Records with interface code
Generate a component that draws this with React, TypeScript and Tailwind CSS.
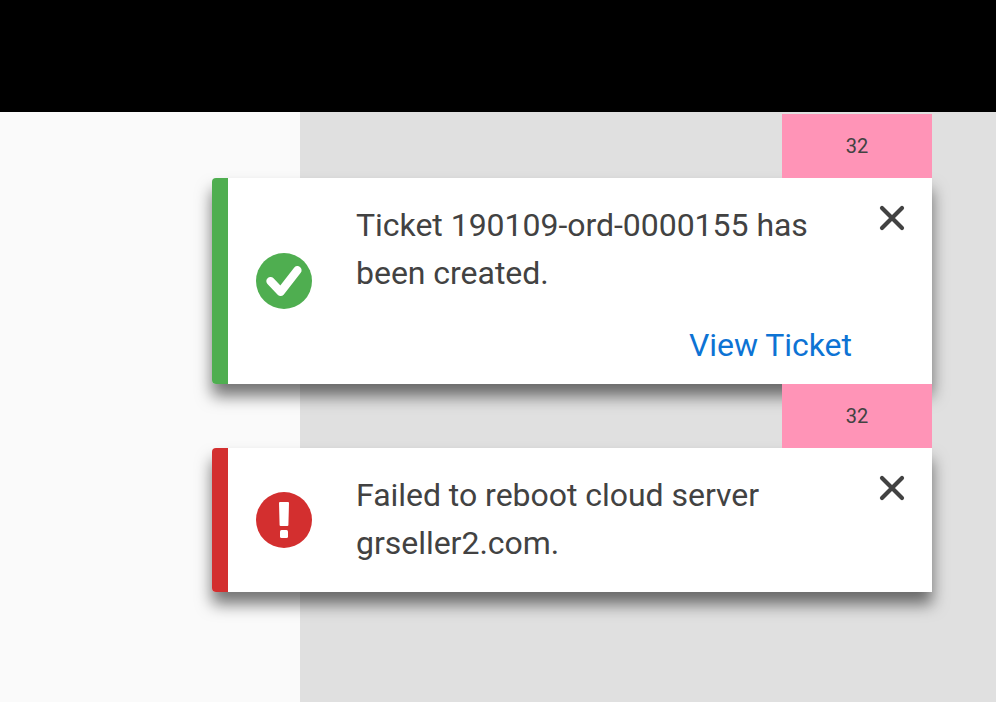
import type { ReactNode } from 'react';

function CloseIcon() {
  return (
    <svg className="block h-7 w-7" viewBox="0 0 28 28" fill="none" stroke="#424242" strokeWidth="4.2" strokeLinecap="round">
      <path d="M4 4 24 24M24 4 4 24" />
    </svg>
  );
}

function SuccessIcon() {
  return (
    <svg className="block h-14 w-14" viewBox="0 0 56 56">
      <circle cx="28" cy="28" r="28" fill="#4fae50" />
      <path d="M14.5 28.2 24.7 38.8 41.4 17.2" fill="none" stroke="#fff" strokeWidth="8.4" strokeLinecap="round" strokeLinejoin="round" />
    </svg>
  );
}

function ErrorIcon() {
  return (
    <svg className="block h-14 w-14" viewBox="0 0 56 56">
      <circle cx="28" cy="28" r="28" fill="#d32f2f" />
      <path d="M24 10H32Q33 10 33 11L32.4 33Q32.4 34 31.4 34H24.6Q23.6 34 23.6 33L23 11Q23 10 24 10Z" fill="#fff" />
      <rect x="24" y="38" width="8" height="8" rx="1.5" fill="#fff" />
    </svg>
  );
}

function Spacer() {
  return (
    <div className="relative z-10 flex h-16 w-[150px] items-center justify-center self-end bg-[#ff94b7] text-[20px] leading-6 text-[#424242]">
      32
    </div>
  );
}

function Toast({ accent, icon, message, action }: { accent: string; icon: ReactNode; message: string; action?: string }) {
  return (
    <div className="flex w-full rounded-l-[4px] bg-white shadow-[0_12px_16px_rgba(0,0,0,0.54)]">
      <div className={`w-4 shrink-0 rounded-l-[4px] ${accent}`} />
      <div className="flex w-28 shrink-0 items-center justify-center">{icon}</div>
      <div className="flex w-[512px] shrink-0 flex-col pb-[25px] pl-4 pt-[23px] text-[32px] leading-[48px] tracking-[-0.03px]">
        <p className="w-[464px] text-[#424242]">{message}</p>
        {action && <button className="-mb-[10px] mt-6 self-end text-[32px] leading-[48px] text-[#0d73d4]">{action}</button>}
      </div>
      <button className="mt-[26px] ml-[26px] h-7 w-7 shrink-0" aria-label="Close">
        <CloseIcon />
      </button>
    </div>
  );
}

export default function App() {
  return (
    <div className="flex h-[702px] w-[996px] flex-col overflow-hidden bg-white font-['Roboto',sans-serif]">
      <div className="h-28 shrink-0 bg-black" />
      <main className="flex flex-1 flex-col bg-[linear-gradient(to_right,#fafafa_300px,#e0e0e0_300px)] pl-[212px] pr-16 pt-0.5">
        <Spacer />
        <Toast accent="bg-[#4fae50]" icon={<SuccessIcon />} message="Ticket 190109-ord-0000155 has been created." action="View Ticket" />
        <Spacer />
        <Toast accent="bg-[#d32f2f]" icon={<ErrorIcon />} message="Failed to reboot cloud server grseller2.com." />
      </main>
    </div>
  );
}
* * *
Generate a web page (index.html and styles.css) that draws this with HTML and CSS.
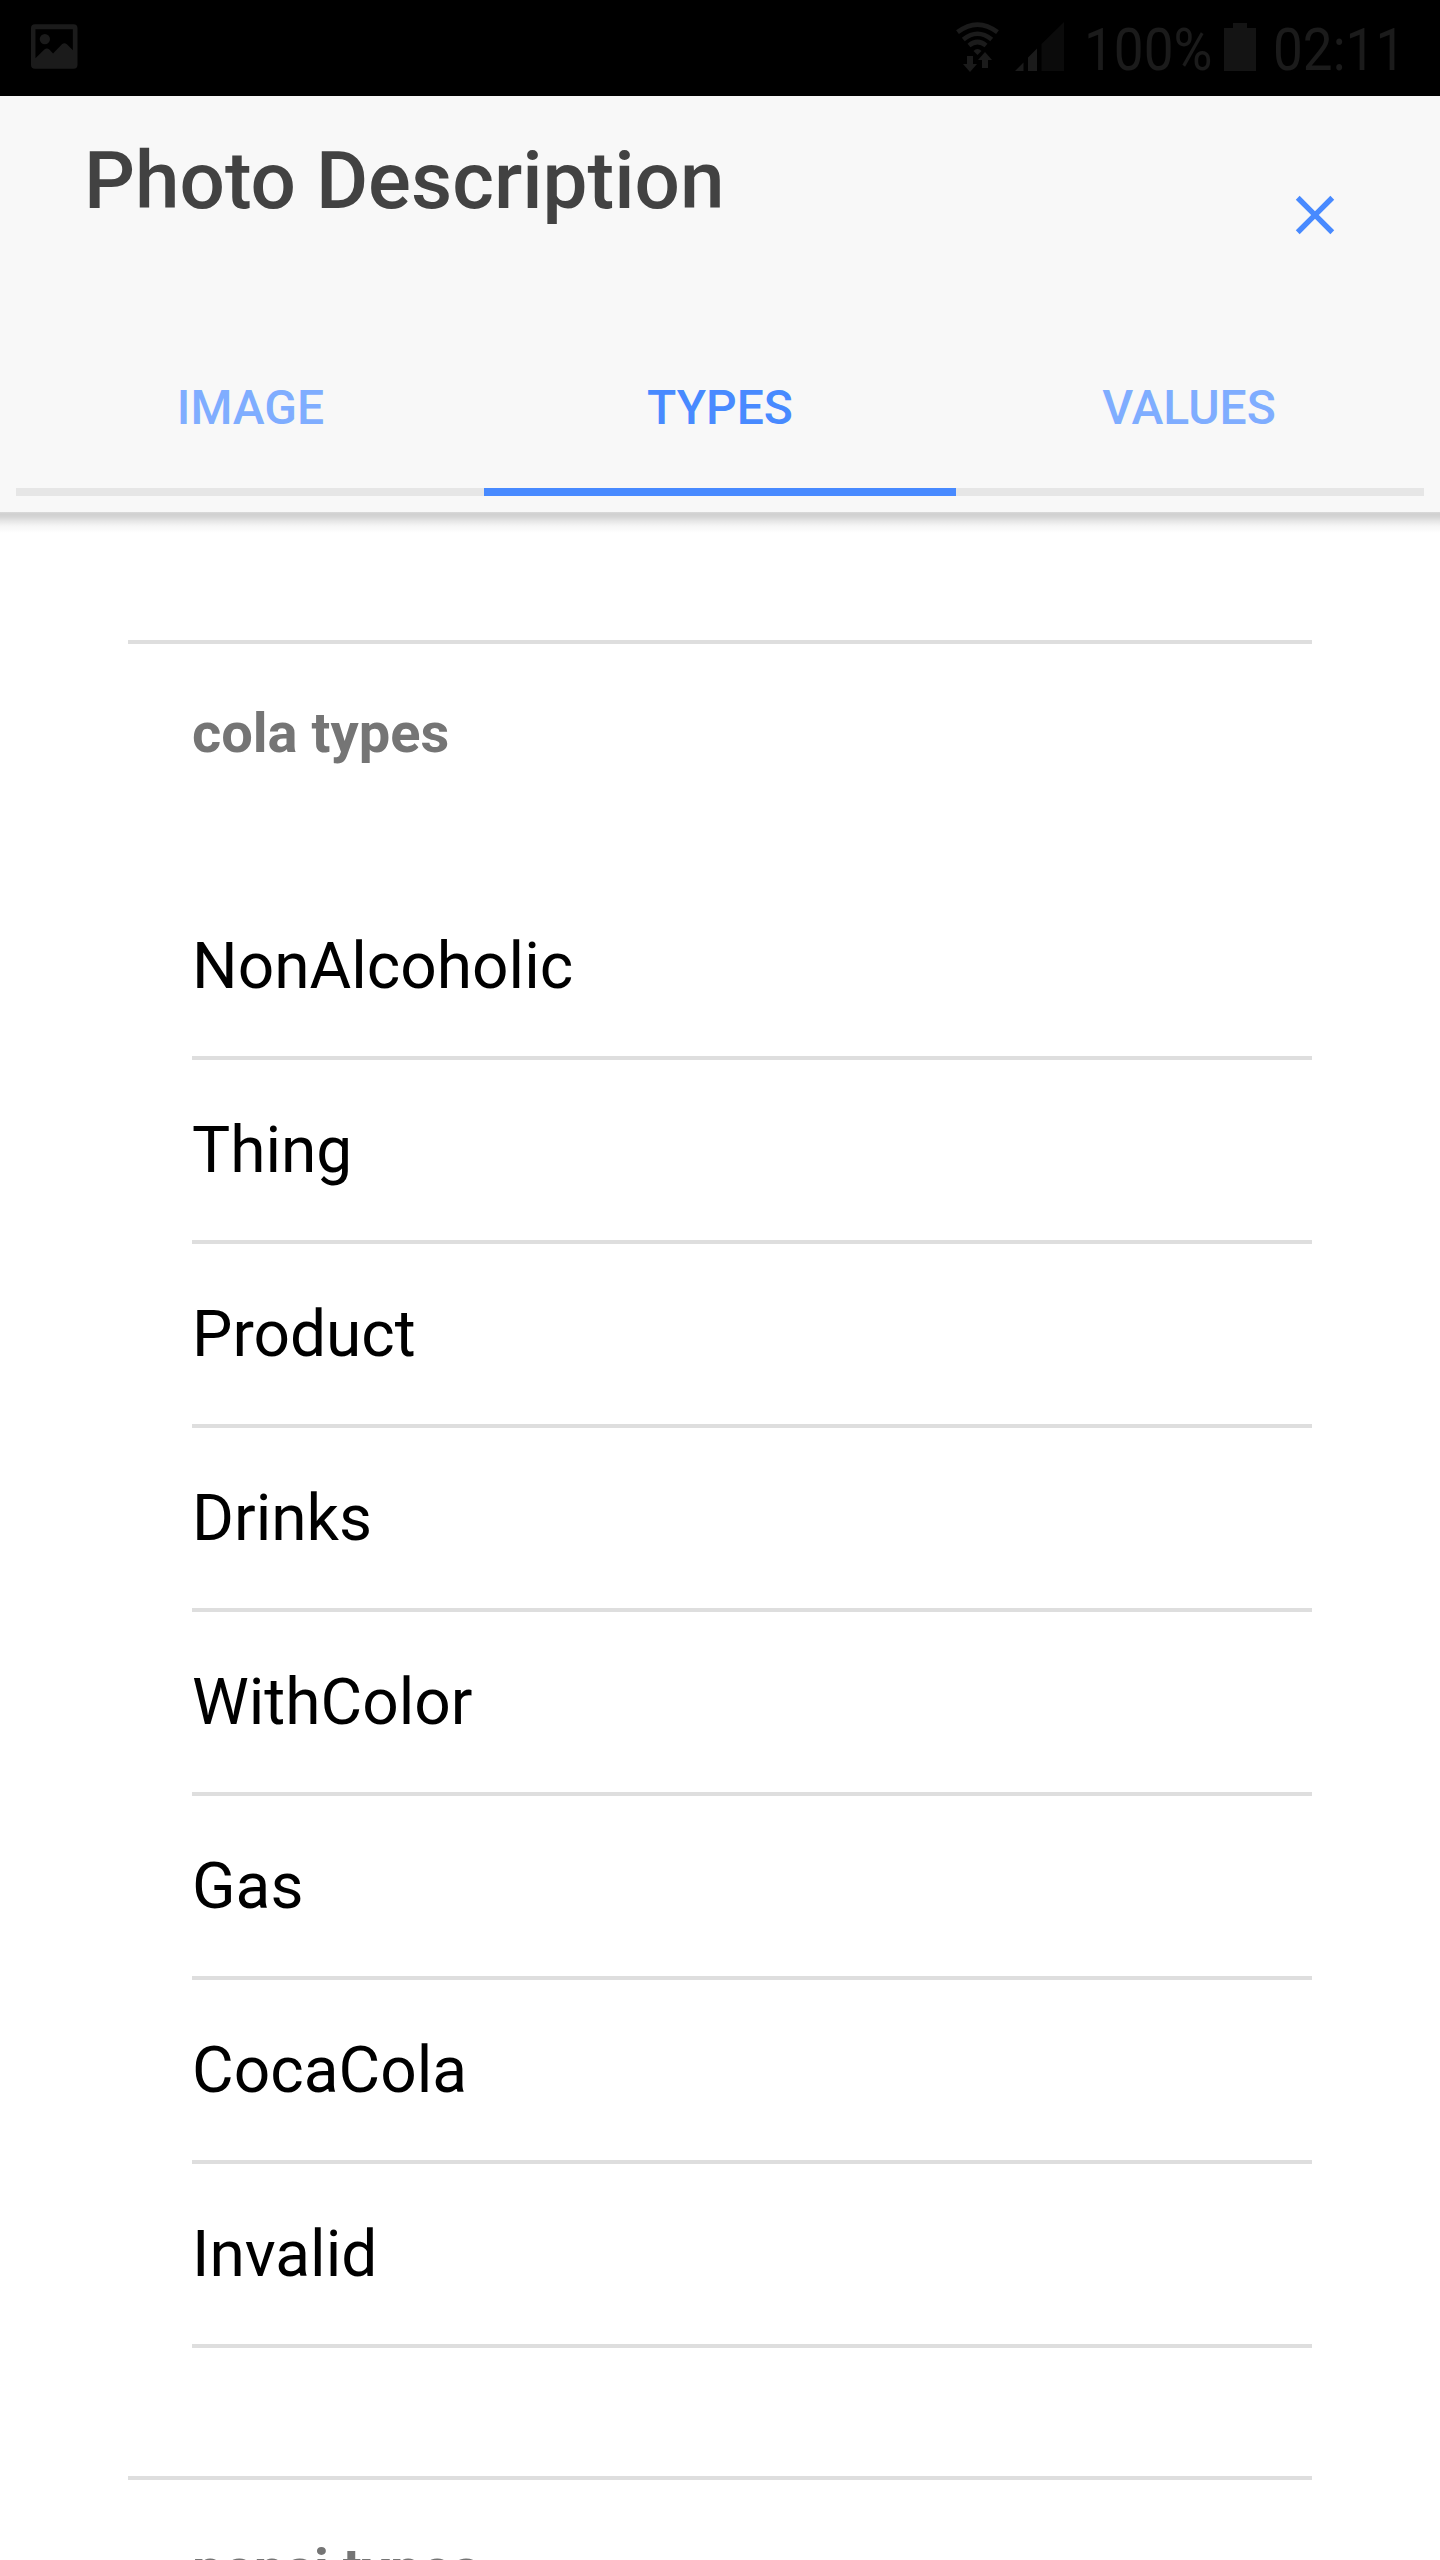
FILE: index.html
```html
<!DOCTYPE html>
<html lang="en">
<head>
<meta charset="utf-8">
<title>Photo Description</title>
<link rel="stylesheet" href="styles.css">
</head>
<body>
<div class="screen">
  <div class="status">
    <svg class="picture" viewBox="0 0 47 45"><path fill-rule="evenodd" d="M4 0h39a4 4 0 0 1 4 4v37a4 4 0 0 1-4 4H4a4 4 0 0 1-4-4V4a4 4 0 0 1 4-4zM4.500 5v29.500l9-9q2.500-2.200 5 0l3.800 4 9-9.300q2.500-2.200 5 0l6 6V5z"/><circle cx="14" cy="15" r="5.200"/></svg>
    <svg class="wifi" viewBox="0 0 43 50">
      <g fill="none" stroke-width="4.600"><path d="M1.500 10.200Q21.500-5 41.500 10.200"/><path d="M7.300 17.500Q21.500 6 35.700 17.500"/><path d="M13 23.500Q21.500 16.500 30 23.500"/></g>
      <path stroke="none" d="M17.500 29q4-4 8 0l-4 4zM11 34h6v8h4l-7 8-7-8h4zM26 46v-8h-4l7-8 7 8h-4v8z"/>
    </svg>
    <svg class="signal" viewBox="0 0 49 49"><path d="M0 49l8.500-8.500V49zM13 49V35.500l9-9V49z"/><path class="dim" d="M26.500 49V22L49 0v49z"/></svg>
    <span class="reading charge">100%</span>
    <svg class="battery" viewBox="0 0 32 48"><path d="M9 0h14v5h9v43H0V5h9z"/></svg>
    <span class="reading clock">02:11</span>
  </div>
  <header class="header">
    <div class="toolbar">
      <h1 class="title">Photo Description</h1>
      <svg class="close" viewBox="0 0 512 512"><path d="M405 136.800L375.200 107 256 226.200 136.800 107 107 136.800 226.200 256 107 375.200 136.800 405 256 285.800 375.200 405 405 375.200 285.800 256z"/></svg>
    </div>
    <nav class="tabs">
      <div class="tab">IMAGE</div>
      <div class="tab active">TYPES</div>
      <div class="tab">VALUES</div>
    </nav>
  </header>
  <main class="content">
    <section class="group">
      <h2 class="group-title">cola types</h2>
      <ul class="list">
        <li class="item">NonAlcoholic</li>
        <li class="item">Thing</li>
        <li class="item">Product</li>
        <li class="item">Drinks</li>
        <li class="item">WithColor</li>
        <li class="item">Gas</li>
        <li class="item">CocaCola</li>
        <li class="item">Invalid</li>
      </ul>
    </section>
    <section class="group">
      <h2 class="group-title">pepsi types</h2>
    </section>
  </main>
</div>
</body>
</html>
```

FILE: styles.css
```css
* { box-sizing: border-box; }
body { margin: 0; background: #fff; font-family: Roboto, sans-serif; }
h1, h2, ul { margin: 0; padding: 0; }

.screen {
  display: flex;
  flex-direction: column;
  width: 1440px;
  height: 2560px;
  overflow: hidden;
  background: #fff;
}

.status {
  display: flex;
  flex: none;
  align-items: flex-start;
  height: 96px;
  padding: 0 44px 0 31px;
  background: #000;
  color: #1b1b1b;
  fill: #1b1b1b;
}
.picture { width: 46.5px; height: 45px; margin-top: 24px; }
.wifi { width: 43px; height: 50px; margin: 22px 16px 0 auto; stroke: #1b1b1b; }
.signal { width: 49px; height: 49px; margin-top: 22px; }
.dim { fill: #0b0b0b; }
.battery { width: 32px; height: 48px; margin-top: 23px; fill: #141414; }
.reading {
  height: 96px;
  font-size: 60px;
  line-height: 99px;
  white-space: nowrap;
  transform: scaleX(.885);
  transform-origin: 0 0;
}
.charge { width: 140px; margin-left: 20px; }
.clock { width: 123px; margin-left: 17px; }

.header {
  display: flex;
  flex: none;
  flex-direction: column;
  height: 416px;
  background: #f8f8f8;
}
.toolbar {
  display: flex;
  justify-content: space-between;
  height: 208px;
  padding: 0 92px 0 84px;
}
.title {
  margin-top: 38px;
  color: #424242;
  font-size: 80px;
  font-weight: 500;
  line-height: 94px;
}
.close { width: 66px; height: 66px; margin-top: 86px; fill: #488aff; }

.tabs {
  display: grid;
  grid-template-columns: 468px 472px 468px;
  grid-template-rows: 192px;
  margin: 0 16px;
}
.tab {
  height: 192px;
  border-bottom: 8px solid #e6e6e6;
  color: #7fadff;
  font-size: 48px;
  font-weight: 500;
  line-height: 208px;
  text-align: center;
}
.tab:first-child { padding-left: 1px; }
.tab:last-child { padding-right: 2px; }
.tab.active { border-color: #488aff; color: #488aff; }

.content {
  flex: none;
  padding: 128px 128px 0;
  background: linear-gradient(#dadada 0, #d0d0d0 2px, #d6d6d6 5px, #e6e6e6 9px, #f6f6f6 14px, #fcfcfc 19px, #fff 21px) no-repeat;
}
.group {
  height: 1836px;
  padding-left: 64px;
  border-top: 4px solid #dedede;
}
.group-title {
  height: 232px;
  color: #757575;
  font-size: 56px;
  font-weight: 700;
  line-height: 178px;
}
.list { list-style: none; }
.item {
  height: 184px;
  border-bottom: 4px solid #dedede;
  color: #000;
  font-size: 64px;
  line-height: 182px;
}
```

Given instruction
Examine the data above and state how many of its lines contain the word "that", with no further remarks.

Output below
2